Retirement Plans Taking a Second Look at Active Management

Today’s forward-looking institutions are seeking more than “pure beta,” responding to market volatility with a refreshed look at more active investing philosophies. 

“Beta” is one of those terms that gets thrown around a lot by investing industry professionals (and their clients) without a whole lot of clarity as to what is actually meant.

The basic term arises from modern portfolio theory, which speaks of the “beta coefficient” of an investment portfolio to indicate whether the investment is more or less volatile than the market from which it is drawn. In general, a beta value below one indicates that the investment portfolio can be expected to be less volatile than the market as prices fluctuate, while a beta of more than one indicates the opposite.

In the first quarter 2016 issue of “The Cerulli Edge, U.S. Institutional Edition,” the financial research and analytics firm finds institutions of all stripes are actively considering the implications of volatility and constrained liquidity on their long-term goals—and they are beginning to rebalance portfolios accordingly.
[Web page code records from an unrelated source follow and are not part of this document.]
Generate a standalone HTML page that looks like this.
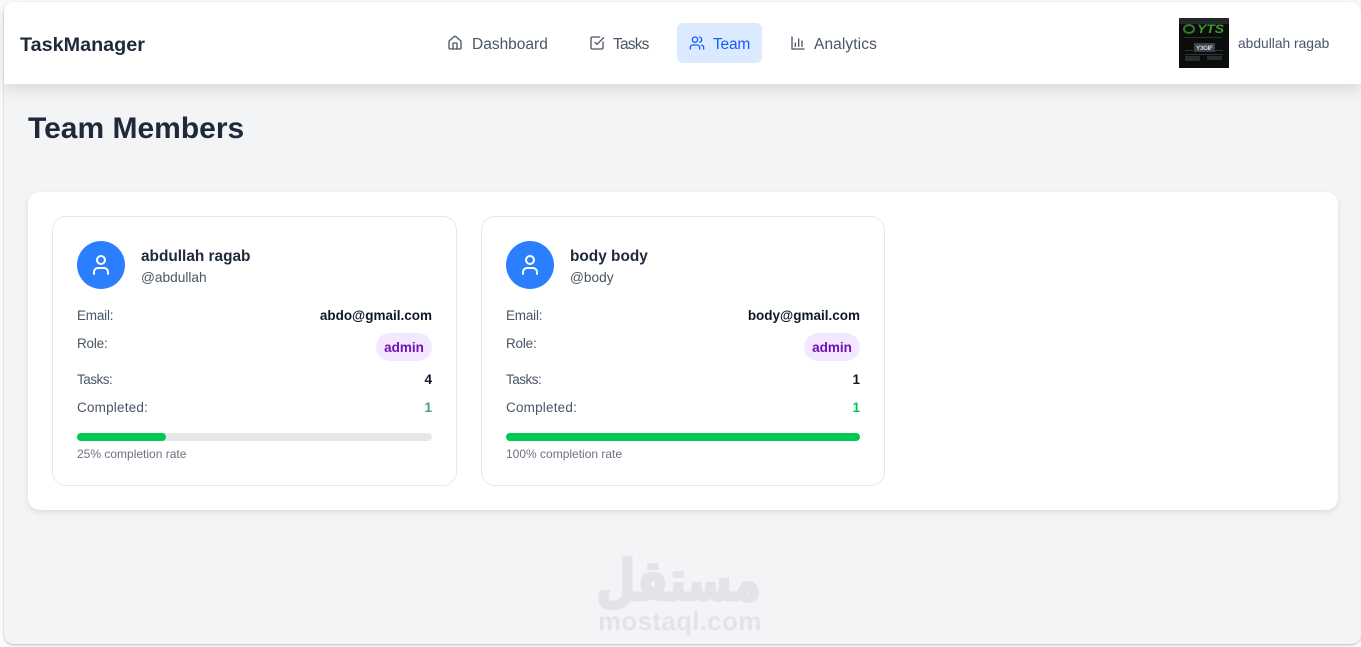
<!DOCTYPE html>
<html><head><meta charset="utf-8"><title>TaskManager</title>
<style>
*{box-sizing:border-box;margin:0;padding:0}
html,body{width:1361px;height:647px;overflow:hidden;background:#fafafa;font-family:"Liberation Sans",sans-serif}
.a{position:absolute;white-space:nowrap}
#frame{position:absolute;left:4px;top:2px;width:1357px;height:642px;background:#f3f4f6;border-radius:10px;box-shadow:0 1px 2px rgba(0,0,0,.25);overflow:hidden}
#nav{position:absolute;left:4px;top:2px;width:1357px;height:82px;background:#fff;border-radius:10px 10px 0 0;box-shadow:0 6px 14px rgba(0,0,0,.10)}
.n{font-size:15.5px;color:#4a5565;top:36px;line-height:18px}
svg.i{position:absolute;fill:none;stroke-width:2;stroke-linecap:round;stroke-linejoin:round}
#panel{position:absolute;left:28px;top:192px;width:1310px;height:318px;background:#fff;border-radius:12px;box-shadow:0 2px 6px rgba(0,0,0,.10)}
.card{position:absolute;top:216px;height:270px;background:#fff;border:1px solid #e5e7eb;border-radius:14px}
.l{font-size:13.5px;color:#4a5565;line-height:16px}
.v{font-size:13.5px;font-weight:bold;color:#101828;line-height:16px}
.em{letter-spacing:-.2px}.ta{letter-spacing:-.5px}.co{letter-spacing:.2px}.ro{letter-spacing:-.2px}
.rate{font-size:12px;color:#6a7282;line-height:15px}
</style></head><body>
<div id="frame"></div>
<div id="nav"></div>
<div class="a" style="left:20px;top:34px;font-size:19.8px;font-weight:bold;color:#1e2939;line-height:22px">TaskManager</div>

<svg class="i" style="left:447px;top:35px" width="16" height="16" viewBox="0 0 24 24" stroke="#4a5565"><path d="M15 21v-8a1 1 0 0 0-1-1h-4a1 1 0 0 0-1 1v8"/><path d="M3 10a2 2 0 0 1 .7-1.5l7-6a2 2 0 0 1 2.6 0l7 6A2 2 0 0 1 21 10v9a2 2 0 0 1-2 2H5a2 2 0 0 1-2-2z"/></svg>
<div class="a n" style="left:472px">Dashboard</div>
<svg class="i" style="left:589px;top:35px" width="16" height="16" viewBox="0 0 24 24" stroke="#4a5565"><path d="M21 10.5V19a2 2 0 0 1-2 2H5a2 2 0 0 1-2-2V5a2 2 0 0 1 2-2h11"/><path d="m9 11 3 3L22 4"/></svg>
<div class="a n" style="left:613px;letter-spacing:-.8px">Tasks</div>
<div class="a" style="left:677px;top:23px;width:85px;height:40px;background:#dbeafe;border-radius:6px"></div>
<svg class="i" style="left:689px;top:35px" width="16" height="16" viewBox="0 0 24 24" stroke="#155dfc"><path d="M16 21v-2a4 4 0 0 0-4-4H6a4 4 0 0 0-4 4v2"/><circle cx="9" cy="7" r="4"/><path d="M22 21v-2a4 4 0 0 0-3-3.87"/><path d="M16 3.13a4 4 0 0 1 0 7.75"/></svg>
<div class="a n" style="left:713px;color:#155dfc;letter-spacing:-.2px">Team</div>
<svg class="i" style="left:790px;top:35px" width="16" height="16" viewBox="0 0 24 24" stroke="#4a5565"><path d="M3 3v18h18"/><path d="M8 17v-5"/><path d="M13 17V6"/><path d="M18 17v-8"/></svg>
<div class="a n" style="left:814px;letter-spacing:.1px">Analytics</div>

<svg class="a" style="left:1179px;top:18px" width="50" height="50" viewBox="0 0 50 50">
<rect width="50" height="50" fill="#0b0d0c"/>
<rect width="50" height="6" fill="#23272a"/>
<ellipse cx="10" cy="11" rx="5" ry="4" fill="none" stroke="#2f7d22" stroke-width="2"/>
<text x="18" y="15" font-family="Liberation Sans" font-weight="bold" font-style="italic" font-size="12" fill="#3c9a2a" textLength="27" lengthAdjust="spacingAndGlyphs">YTS</text>
<rect x="5" y="19" width="38" height="1" fill="#26352a"/>
<rect x="15" y="25" width="21" height="9" fill="#3d4048"/>
<text x="17" y="32" font-family="Liberation Sans" font-weight="bold" font-size="6.5" fill="#d5d5e0" textLength="17">Y3GIF</text>
<rect x="6" y="32" width="8" height="1" fill="#2c3a2c"/><rect x="36" y="32" width="8" height="1" fill="#2c3a2c"/>
<rect x="6" y="36" width="38" height="1" fill="#2d3a2d"/>
<rect x="6" y="38" width="15" height="5" fill="#2a2e30"/><rect x="28" y="38" width="15" height="4" fill="#2a2e30"/>
</svg>
<div class="a" style="left:1238px;top:36px;font-size:13.8px;color:#4a5565;line-height:16px">abdullah ragab</div>

<div class="a" style="left:28px;top:111px;font-size:30px;font-weight:bold;color:#1e2939;line-height:36px">Team Members</div>

<div id="panel"></div>

<!-- Card 1 -->
<div class="card" style="left:52px;width:405px"></div>
<div class="a" style="left:77px;top:241px;width:48px;height:48px;border-radius:50%;background:#2b7fff"></div>
<svg class="i" style="left:89px;top:253px" width="24" height="24" viewBox="0 0 24 24" stroke="#fff"><path d="M19 21v-2a4 4 0 0 0-4-4H9a4 4 0 0 0-4 4v2"/><circle cx="12" cy="7" r="4"/></svg>
<div class="a" style="left:141px;top:247px;font-size:15.4px;font-weight:bold;color:#1e2939;line-height:19px">abdullah ragab</div>
<div class="a" style="left:141px;top:270px;font-size:13.7px;color:#4a5565;line-height:16px">@abdullah</div>
<div class="a l em" style="left:77px;top:308px">Email:</div>
<div class="a v" style="right:929px;top:308px">abdo@gmail.com</div>
<div class="a l ro" style="left:77px;top:336px">Role:</div>
<div class="a" style="left:376px;top:333px;width:56px;height:28px;border-radius:14px;background:#f3e8ff;color:#6e11b0;font-size:13.5px;font-weight:bold;text-align:center;line-height:29px">admin</div>
<div class="a l ta" style="left:77px;top:372px">Tasks:</div>
<div class="a v" style="right:929px;top:372px">4</div>
<div class="a l co" style="left:77px;top:400px">Completed:</div>
<div class="a v" style="right:929px;top:400px;color:#4f9a6e">1</div>
<div class="a" style="left:77px;top:433px;width:355px;height:8px;border-radius:4px;background:#e5e7eb"></div>
<div class="a" style="left:77px;top:433px;width:89px;height:8px;border-radius:4px;background:#00c950"></div>
<div class="a rate" style="left:77px;top:447px">25% completion rate</div>

<!-- Card 2 -->
<div class="card" style="left:481px;width:404px"></div>
<div class="a" style="left:506px;top:241px;width:48px;height:48px;border-radius:50%;background:#2b7fff"></div>
<svg class="i" style="left:518px;top:253px" width="24" height="24" viewBox="0 0 24 24" stroke="#fff"><path d="M19 21v-2a4 4 0 0 0-4-4H9a4 4 0 0 0-4 4v2"/><circle cx="12" cy="7" r="4"/></svg>
<div class="a" style="left:570px;top:247px;font-size:15.4px;font-weight:bold;color:#1e2939;line-height:19px">body body</div>
<div class="a" style="left:570px;top:270px;font-size:13.7px;color:#4a5565;line-height:16px">@body</div>
<div class="a l em" style="left:506px;top:308px">Email:</div>
<div class="a v" style="right:501px;top:308px">body@gmail.com</div>
<div class="a l ro" style="left:506px;top:336px">Role:</div>
<div class="a" style="left:804px;top:333px;width:56px;height:28px;border-radius:14px;background:#f3e8ff;color:#6e11b0;font-size:13.5px;font-weight:bold;text-align:center;line-height:29px">admin</div>
<div class="a l ta" style="left:506px;top:372px">Tasks:</div>
<div class="a v" style="right:501px;top:372px">1</div>
<div class="a l co" style="left:506px;top:400px">Completed:</div>
<div class="a v" style="right:501px;top:400px;color:#00c950">1</div>
<div class="a" style="left:506px;top:433px;width:354px;height:8px;border-radius:4px;background:#00c950"></div>
<div class="a rate" style="left:506px;top:447px">100% completion rate</div>

<!-- Watermark -->
<div class="a" dir="rtl" style="left:590px;top:546px;width:180px;text-align:center;font-family:'DejaVu Sans',sans-serif;font-weight:bold;font-size:50px;line-height:70px;color:#e3e4e7;-webkit-text-stroke:2.5px #e3e4e7;transform:scale(.9,1.12)">مستقل</div>
<div class="a" style="left:598px;top:606px;font-size:26px;font-weight:bold;color:#e3e4e7;line-height:30px;letter-spacing:.3px">mostaql.com</div>
</body></html>
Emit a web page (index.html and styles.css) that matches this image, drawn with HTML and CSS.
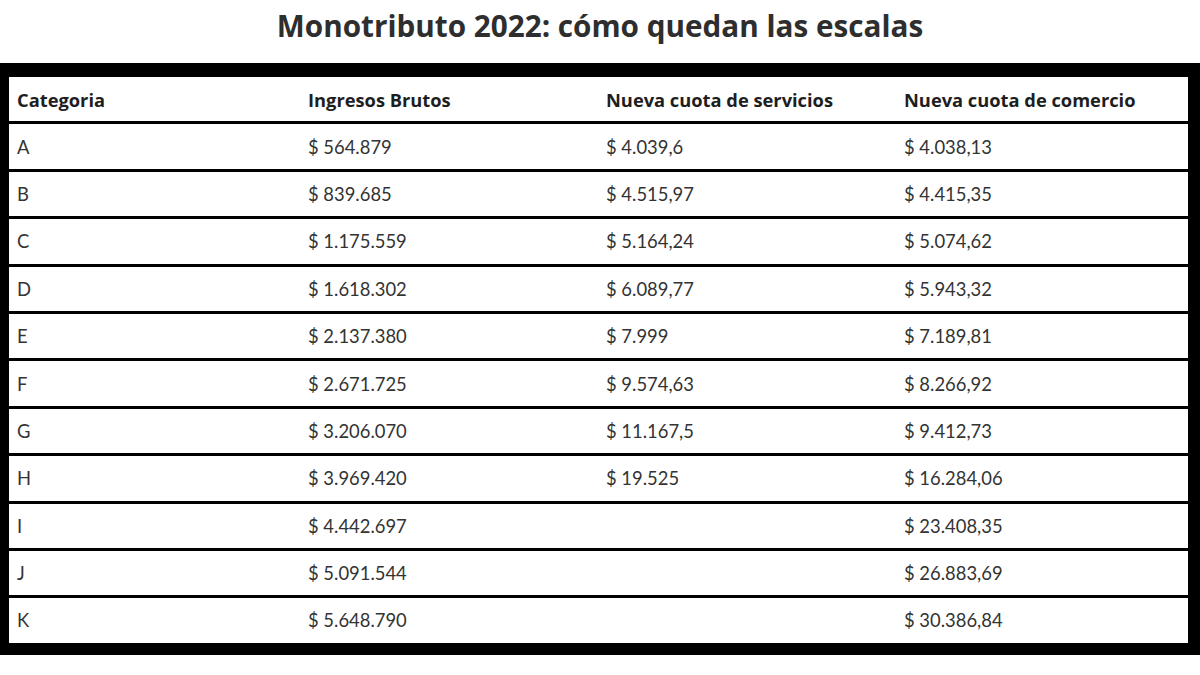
FILE: index.html
```html
<!DOCTYPE html>
<html lang="es">
<head>
<meta charset="utf-8">
<title>Monotributo 2022</title>
<link rel="stylesheet" href="styles.css">
</head>
<body>
<h1 class="title">Monotributo 2022: cómo quedan las escalas</h1>
<div class="frame">
  <div class="table">
    <div class="row head"><div class="cell">Categoria</div><div class="cell">Ingresos Brutos</div><div class="cell">Nueva cuota de servicios</div><div class="cell">Nueva cuota de comercio</div></div>
    <div class="row"><div class="cell">A</div><div class="cell">$ 564.879</div><div class="cell">$ 4.039,6</div><div class="cell">$ 4.038,13</div></div>
    <div class="row"><div class="cell">B</div><div class="cell">$ 839.685</div><div class="cell">$ 4.515,97</div><div class="cell">$ 4.415,35</div></div>
    <div class="row"><div class="cell">C</div><div class="cell">$ 1.175.559</div><div class="cell">$ 5.164,24</div><div class="cell">$ 5.074,62</div></div>
    <div class="row"><div class="cell">D</div><div class="cell">$ 1.618.302</div><div class="cell">$ 6.089,77</div><div class="cell">$ 5.943,32</div></div>
    <div class="row"><div class="cell">E</div><div class="cell">$ 2.137.380</div><div class="cell">$ 7.999</div><div class="cell">$ 7.189,81</div></div>
    <div class="row"><div class="cell">F</div><div class="cell">$ 2.671.725</div><div class="cell">$ 9.574,63</div><div class="cell">$ 8.266,92</div></div>
    <div class="row"><div class="cell">G</div><div class="cell">$ 3.206.070</div><div class="cell">$ 11.167,5</div><div class="cell">$ 9.412,73</div></div>
    <div class="row"><div class="cell">H</div><div class="cell">$ 3.969.420</div><div class="cell">$ 19.525</div><div class="cell">$ 16.284,06</div></div>
    <div class="row"><div class="cell">I</div><div class="cell">$ 4.442.697</div><div class="cell"></div><div class="cell">$ 23.408,35</div></div>
    <div class="row"><div class="cell">J</div><div class="cell">$ 5.091.544</div><div class="cell"></div><div class="cell">$ 26.883,69</div></div>
    <div class="row"><div class="cell">K</div><div class="cell">$ 5.648.790</div><div class="cell"></div><div class="cell">$ 30.386,84</div></div>
  </div>
</div>
</body>
</html>
```

FILE: styles.css
```css
html, body {
  margin: 0;
  padding: 0;
  background: #ffffff;
}
body {
  width: 1200px;
  height: 675px;
  overflow: hidden;
  font-family: Lato, "Liberation Sans", sans-serif;
  color: #333333;
}
.title {
  margin: 0;
  height: 63px;
  box-sizing: border-box;
  padding-top: 6px;
  text-align: center;
  font-family: "Open Sans", Lato, sans-serif;
  font-size: 29.7px;
  line-height: 40px;
  font-weight: 700;
  color: #2e2e2e;
}
.frame {
  background: #000000;
  padding: 14px 12px 12px 9px;
}
.table {
  display: flex;
  flex-direction: column;
  gap: 3px;
}
.row {
  display: grid;
  grid-template-columns: 291px 298px 298px 1fr;
  height: 44.4px;
  background: #ffffff;
  align-items: center;
}
.cell {
  padding-left: 8px;
  font-size: 18.4px;
  color: #333333;
}
.head .cell {
  font-family: "Open Sans", Lato, sans-serif;
  font-weight: 700;
  font-size: 18.3px;
  color: #1e1e1e;
}
```
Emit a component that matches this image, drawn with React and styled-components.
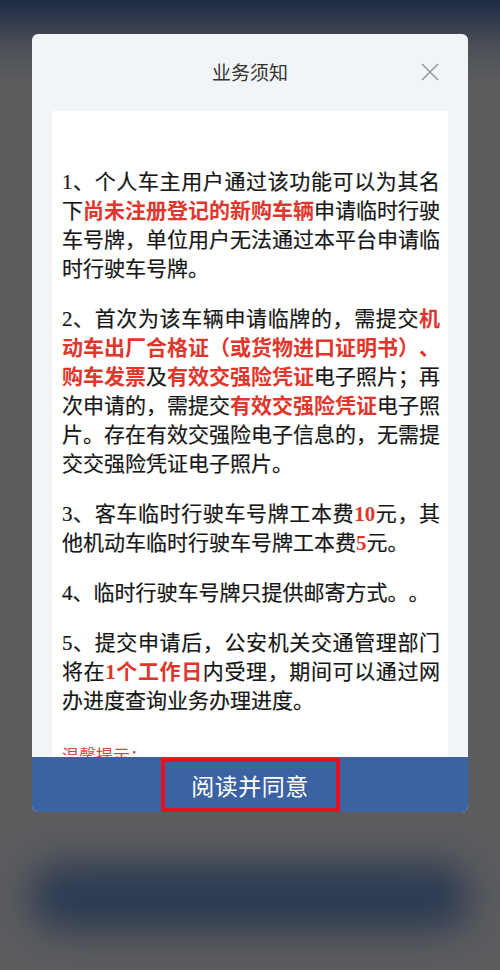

As part of this rebalancing, institutions are increasingly willing to consider alternative conceptions of measuring and using a portfolio’s “beta.”  

At a very high level this reflects institutional investors’ concerns with the topline health of global markets, Cerulli explains. Institutions are clearly listening to their investment managers and advisers, who are warning that winners and losers are reemerging in markets after years of nearly universally strong performance across economies, sectors, geographies, etc.

“While some are acting based on pressures outside of those in the financial markets, most are drawing lessons from the major losses experienced in 2007-2008 and taking precautions after years of post-financial-crisis gains,” explains Alexi Maravel, director at Cerulli.

NEXT: How this applies to retirement plans

Probably the most relevant aspects of beta for the retirement plan domain come up in the perennial active-versus-passive investment option debate.

Retirement plan officials, it seems, constantly face the question of which is a better option for retirement plan investors. Under modern portfolio theory, passive investments are purchased under the conviction that having a “pure beta exposure” to the market—i.e., a beta of exactly one—will serve investors best, mainly because it is so hard to consistently predict the performance of any given stock or holding in the index. One might as well hold everything, gaining all the upside at the price of being exposed to all the downside.

These days institutional investors are essentially balking at that assessment, Cerulli says, despite the fact that pursuing pure beta had served them well as recently as 2014. As Maravel observes, equity markets disappointed in 2015 and “are already struggling in 2016 with the worst start to a calendar year in a decade.” Beyond this, interest rate uncertainty still abounds, leading institutions to consider the opposite conviction under portfolio theory—that one might as well use all the data and intelligence one has access to in order to tilt one’s beta exposure towards the parts of the market that are likelier to grow looking forward, given current conditions.

As such, Cerulli finds many types of institutional investors are interested in strategies in which an investor “can capture returns with low or no correlation to their other investments, such as absolute return, alternative credit, or infrastructure strategies, all of which tend to be actively managed … Conversations with both institutions and asset managers seem to begin and end with concerns about corporate spread widening and bond market liquidity.”

NEXT: A few more conclusions 

Maravel adds that, beneath the headlines, there are “numerous indications of a change in the 'risk-on' approach that has benefited so many investors.”

"Institutions are increasing their awareness of the vulnerability to risk and volatility and it's pushing institutions to re-allocate away from the passive index investments—pure market beta exposure—they have favored in the past six or seven years," Maravel continues.

Rather than going strictly “risk-off,” Cerulli believes that investors will try to go more “risk-selective.” In the retirement space this will play out with continued vigorous growth around liability-driven investing (LDI) programs and products.  

“Cerulli believes that growth in the LDI market will come to pass, though the road will not be a straight line, owing to bond market technical factors, liquidity, and residual corporate resistance to adopting liability-hedging strategies with long-duration fixed income,” Maravel concludes. “Cerulli recommends that managers invest in their fixed-income and derivatives capabilities, and in non-investment resources such as actuarial experts. Managers should prepare not only for growth in LDI client assets, but also for clients’ need for advice on all de-risking options as funded status improves.”

Cerulli’s research also concludes that LDI strategies are “slowly moving beyond long-duration fixed income to include more multi-asset-class solutions, especially on the return-seeking side of the client’s portfolio, with the integration of equity managed volatility strategies.”

These findings and more are found in the first quarter 2016 issue of The Cerulli Edge - U.S. Institutional Edition dedicated to rebalancing. The issue explores managing volatility and liquidity concerns, and liability-driven investments.